Infinite Sky by CJ Flood review

Posted by Reinaldo Massengill on Tuesday, June 11, 2024
ReviewSimon Mason enjoys an exhilarating tale of Gypsies, young love and rebellion in rural England

"It was three months after Mum left that the Gypsies moved in." To Iris's father and brother and best friend Matty, the family who set themselves up in the paddock over the road are trouble: thieving, filthy pikeys, impossible to live with and almost impossible to move on. But 13-year-old Iris (nickname "Eye, as in ball") finds them fascinating to watch. They are a complete family, for one thing. Her own mother has left home to work out a midlife crisis travelling – Gypsy-like – through Tunisia in a van. The Gypsy mother has a baby, four little girls, some dogs, a man and a slender, ginger-blond teenage boy.

It isn't long before Iris and the Gypsy boy (Trick, as in Patrick) strike up a friendship. But in the time-honoured tradition of Romeo and Juliet, their relationship is soon thrown into disarray by circumstances. Iris's father is determined to evict the Gypsies. Iris's 16-year-old brother Sam, disoriented by his mother's abandonment, falls in with notorious troublemaker Punky Beresford, another Gypsy-hater. And Trick's father turns out to be a bare-knuckle champion. Tensions mount until the volatile situation could be set off by the slightest thing, which duly arrives when Iris's father's shed is broken into. The result is violence, not just physical violence but also the agony of divided loyalties.

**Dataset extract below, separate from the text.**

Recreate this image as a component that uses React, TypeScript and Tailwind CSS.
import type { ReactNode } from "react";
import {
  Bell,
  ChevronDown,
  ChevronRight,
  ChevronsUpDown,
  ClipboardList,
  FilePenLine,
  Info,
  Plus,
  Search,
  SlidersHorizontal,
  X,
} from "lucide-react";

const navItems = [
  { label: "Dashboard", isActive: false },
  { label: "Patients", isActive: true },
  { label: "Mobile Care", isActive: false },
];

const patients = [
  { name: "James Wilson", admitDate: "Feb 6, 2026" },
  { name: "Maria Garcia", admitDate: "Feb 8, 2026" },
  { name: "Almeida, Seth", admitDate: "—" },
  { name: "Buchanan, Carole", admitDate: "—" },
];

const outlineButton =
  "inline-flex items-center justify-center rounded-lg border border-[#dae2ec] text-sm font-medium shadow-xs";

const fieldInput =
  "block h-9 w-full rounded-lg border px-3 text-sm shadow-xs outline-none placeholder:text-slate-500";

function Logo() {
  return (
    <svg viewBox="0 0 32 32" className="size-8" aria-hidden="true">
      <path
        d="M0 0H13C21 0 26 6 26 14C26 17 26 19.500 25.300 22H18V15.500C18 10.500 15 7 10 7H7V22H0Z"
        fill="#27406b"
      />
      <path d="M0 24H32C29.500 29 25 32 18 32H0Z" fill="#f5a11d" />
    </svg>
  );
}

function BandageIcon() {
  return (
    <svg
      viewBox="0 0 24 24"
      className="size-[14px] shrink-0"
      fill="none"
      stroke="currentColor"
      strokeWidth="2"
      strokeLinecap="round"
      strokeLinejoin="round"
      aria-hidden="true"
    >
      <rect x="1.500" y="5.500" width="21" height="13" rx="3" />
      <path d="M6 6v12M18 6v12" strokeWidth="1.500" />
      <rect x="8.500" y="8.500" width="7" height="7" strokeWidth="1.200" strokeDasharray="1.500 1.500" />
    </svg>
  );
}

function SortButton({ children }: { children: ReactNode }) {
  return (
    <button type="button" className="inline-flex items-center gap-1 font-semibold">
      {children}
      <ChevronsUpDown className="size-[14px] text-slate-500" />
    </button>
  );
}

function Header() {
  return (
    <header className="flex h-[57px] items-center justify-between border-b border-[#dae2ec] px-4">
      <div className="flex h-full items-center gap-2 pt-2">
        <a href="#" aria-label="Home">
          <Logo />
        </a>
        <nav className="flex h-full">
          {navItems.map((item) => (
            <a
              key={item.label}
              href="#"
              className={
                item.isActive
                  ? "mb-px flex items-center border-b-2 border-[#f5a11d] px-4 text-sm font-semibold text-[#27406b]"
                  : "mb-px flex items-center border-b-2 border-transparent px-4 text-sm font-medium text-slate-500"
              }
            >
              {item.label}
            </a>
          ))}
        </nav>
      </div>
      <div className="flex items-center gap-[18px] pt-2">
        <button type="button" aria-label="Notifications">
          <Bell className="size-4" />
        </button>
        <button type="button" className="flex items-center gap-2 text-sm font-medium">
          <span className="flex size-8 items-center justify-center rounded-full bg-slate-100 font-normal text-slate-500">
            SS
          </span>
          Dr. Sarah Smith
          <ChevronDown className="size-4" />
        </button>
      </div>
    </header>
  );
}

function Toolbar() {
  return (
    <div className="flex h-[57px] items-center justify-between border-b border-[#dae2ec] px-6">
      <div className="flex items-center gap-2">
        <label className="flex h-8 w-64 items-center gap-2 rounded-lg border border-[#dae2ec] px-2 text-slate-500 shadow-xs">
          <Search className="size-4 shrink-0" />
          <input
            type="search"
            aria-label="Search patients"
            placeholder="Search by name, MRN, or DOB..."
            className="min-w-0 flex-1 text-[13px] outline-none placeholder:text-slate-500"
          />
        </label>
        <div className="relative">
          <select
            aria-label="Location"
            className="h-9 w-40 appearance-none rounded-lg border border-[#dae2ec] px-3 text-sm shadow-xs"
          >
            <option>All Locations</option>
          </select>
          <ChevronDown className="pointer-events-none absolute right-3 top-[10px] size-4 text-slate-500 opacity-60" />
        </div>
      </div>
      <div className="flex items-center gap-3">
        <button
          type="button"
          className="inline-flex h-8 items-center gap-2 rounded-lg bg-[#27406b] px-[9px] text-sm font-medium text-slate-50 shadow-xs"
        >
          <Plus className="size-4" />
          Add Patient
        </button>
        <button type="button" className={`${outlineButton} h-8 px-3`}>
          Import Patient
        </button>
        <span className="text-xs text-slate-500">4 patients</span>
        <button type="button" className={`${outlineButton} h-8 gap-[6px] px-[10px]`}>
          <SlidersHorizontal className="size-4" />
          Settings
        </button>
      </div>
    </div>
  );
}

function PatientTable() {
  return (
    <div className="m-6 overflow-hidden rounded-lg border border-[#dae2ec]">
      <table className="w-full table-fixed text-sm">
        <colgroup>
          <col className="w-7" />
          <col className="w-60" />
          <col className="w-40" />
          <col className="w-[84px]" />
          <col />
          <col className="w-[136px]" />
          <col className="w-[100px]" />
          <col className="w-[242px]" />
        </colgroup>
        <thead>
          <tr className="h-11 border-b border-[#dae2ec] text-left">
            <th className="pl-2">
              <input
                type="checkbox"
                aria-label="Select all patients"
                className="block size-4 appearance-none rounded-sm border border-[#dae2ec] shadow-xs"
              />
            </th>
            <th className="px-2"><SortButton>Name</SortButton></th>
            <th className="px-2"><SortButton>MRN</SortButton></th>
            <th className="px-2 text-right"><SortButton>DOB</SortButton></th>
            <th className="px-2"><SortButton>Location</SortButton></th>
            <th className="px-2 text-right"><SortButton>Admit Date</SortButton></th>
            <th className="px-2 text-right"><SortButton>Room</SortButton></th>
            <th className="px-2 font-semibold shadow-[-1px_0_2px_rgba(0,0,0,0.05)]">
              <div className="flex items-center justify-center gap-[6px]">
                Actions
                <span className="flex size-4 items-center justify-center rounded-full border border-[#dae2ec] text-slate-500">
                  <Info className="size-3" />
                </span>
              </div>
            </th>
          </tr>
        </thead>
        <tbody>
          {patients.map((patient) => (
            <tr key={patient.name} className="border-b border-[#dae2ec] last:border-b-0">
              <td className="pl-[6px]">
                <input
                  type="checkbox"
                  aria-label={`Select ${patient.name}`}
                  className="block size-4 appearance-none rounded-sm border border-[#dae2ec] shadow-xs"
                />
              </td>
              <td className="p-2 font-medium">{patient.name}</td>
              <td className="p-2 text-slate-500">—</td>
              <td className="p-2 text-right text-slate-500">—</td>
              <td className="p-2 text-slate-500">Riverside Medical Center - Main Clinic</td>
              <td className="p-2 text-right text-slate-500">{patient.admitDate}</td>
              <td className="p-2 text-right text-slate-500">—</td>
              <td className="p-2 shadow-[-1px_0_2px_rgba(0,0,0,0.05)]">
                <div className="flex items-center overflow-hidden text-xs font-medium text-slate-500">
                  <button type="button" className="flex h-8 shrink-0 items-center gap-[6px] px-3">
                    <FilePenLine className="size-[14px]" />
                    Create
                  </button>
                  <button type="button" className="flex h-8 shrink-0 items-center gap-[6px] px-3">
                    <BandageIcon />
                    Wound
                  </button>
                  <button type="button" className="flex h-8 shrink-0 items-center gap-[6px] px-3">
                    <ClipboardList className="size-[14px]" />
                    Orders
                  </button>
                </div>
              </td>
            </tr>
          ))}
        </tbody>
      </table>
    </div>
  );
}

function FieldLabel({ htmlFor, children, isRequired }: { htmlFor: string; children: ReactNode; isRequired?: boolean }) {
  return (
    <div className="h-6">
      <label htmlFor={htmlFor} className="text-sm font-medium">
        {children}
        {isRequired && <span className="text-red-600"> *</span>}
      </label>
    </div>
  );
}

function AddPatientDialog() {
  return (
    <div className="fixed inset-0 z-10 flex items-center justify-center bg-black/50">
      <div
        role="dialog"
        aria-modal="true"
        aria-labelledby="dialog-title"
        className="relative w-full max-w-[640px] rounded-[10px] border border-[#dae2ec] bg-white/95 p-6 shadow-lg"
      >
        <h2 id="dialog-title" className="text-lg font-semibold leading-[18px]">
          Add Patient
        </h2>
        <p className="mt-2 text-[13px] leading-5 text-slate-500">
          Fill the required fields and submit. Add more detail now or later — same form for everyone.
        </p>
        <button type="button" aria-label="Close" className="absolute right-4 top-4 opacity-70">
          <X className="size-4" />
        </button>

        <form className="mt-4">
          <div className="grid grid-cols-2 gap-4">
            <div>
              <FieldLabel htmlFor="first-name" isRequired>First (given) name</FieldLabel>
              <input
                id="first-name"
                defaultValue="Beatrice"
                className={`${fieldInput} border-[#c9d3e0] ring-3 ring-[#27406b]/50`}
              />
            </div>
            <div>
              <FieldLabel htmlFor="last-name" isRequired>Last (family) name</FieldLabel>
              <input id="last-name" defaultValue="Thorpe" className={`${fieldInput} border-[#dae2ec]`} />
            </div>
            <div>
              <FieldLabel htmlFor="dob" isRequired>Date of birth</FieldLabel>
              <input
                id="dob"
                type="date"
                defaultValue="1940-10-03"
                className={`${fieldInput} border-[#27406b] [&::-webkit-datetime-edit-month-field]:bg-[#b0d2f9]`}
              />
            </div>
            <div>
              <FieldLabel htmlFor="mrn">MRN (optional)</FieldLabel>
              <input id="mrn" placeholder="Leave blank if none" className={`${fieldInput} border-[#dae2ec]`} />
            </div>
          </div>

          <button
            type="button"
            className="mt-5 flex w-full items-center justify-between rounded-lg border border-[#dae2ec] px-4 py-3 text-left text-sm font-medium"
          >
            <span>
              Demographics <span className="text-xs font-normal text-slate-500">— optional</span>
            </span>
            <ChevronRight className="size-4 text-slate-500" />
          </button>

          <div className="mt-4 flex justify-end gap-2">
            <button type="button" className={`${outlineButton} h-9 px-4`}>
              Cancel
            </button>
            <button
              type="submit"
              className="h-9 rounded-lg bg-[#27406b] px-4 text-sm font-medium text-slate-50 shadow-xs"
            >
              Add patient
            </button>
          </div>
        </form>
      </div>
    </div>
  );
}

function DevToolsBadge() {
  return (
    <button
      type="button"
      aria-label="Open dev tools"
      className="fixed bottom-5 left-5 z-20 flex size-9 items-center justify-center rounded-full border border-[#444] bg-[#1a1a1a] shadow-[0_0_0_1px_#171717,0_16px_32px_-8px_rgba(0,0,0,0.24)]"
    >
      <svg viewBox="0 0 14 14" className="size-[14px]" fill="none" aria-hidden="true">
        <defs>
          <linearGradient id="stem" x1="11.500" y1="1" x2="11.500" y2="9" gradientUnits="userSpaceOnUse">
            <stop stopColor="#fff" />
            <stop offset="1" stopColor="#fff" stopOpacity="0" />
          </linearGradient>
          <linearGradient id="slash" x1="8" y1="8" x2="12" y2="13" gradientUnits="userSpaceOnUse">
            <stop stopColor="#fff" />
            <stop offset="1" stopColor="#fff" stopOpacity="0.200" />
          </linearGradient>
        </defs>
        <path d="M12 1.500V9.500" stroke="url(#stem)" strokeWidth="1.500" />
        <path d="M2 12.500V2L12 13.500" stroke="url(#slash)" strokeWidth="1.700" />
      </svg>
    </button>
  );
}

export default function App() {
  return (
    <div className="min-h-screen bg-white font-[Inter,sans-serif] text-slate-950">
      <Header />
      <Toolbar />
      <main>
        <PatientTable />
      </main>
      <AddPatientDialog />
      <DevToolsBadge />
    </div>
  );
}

The general territory may be traditional, but Infinite Sky is very much its own story. It has the great power of ordinariness. Here is a slightly scruffy rural England of farmers' fields and supper from the chippie, and bored teenagers drinking on the cricket pitch, evocatively described in unforced, unfussy prose that is as comfortable with the natural world as it is with social worlds of home, school and – in the extraordinarily powerful final scenes – hospital. CJ Flood has a gift for small, purposeful details: settings, such as the charmed hollow in the cornfield where Iris and Trick meet on lazy mornings, or the riotous paddock at night as the tractors begin the eviction, are quietly but brilliantly visual and full of feeling. Her main characters are alive with the same sort of unshowy independence. Particularly good are Iris's bewildered father, emotionally out of his depth; unsettled Sam, propelled by his mother's departure from childhood into a confusion of bad behaviour; gentle Trick, unlucky enough to know more about fighting than he should; and Iris herself, a girl touchingly ready to meet the world with curiosity and hope. The story that unfolds is the natural combination of the competing desires of these characters – and all the more satisfying for it.

Infinite Sky is Flood's debut novel, and it's tempting to ask what marks her out. I think it's her lack of fear. It's noticeable in the details, which are so true to themselves without being showy, but more striking still, I think, in her storytelling. She is unafraid to enter the trickiest, most fraught areas, especially in the highly emotional finale. The fact that a whole novel's worth of unresolved questions remain only strengthens the impression that here is a story assured enough and tough enough to be itself, exhilaratingly uninterested in such niceties as neat conclusions.

Simon Mason's Moon Pie is published by David Fickling.